_PROBLEM DESCRIPTION_:
Set down each line of the material that follows, exactly, with no pictures.

_DATA SHOWN_:
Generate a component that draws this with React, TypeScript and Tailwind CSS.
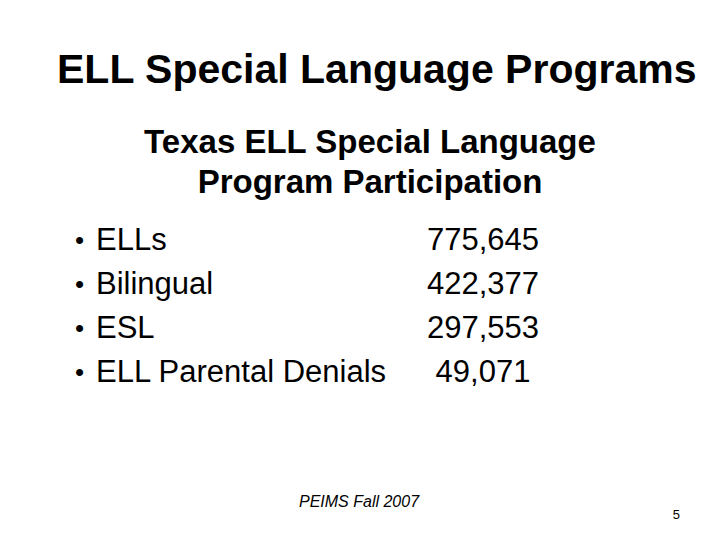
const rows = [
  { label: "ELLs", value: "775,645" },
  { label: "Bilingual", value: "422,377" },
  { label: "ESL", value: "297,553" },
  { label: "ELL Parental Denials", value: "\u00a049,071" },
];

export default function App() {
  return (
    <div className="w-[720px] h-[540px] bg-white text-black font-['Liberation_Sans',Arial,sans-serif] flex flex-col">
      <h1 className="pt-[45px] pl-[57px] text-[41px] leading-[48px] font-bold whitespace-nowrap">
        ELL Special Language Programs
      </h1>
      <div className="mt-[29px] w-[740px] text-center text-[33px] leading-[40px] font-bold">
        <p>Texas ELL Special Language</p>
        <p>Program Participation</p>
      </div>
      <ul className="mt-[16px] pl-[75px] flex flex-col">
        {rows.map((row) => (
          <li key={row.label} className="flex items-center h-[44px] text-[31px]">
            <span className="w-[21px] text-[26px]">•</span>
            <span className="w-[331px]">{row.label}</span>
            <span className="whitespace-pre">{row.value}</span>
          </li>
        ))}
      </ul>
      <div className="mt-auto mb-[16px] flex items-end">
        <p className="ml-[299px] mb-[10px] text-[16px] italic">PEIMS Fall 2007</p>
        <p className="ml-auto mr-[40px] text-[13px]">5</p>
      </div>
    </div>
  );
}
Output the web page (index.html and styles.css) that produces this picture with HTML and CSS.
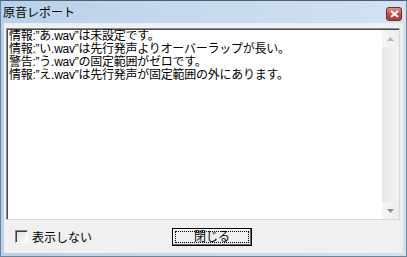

_WRITTEN SOLUTION_:
Generate a component that draws this with React, TypeScript and Tailwind CSS.
const rows = [
  { label: "ELLs", value: "775,645" },
  { label: "Bilingual", value: "422,377" },
  { label: "ESL", value: "297,553" },
  { label: "ELL Parental Denials", value: "\u00a049,071" },
];

export default function App() {
  return (
    <div className="w-[720px] h-[540px] bg-white text-black font-['Liberation_Sans',Arial,sans-serif] flex flex-col">
      <h1 className="pt-[45px] pl-[57px] text-[41px] leading-[48px] font-bold whitespace-nowrap">
        ELL Special Language Programs
      </h1>
      <div className="mt-[29px] w-[740px] text-center text-[33px] leading-[40px] font-bold">
        <p>Texas ELL Special Language</p>
        <p>Program Participation</p>
      </div>
      <ul className="mt-[16px] pl-[75px] flex flex-col">
        {rows.map((row) => (
          <li key={row.label} className="flex items-center h-[44px] text-[31px]">
            <span className="w-[21px] text-[26px]">•</span>
            <span className="w-[331px]">{row.label}</span>
            <span className="whitespace-pre">{row.value}</span>
          </li>
        ))}
      </ul>
      <div className="mt-auto mb-[16px] flex items-end">
        <p className="ml-[299px] mb-[10px] text-[16px] italic">PEIMS Fall 2007</p>
        <p className="ml-auto mr-[40px] text-[13px]">5</p>
      </div>
    </div>
  );
}
Output the web page (index.html and styles.css) that produces this picture with HTML and CSS.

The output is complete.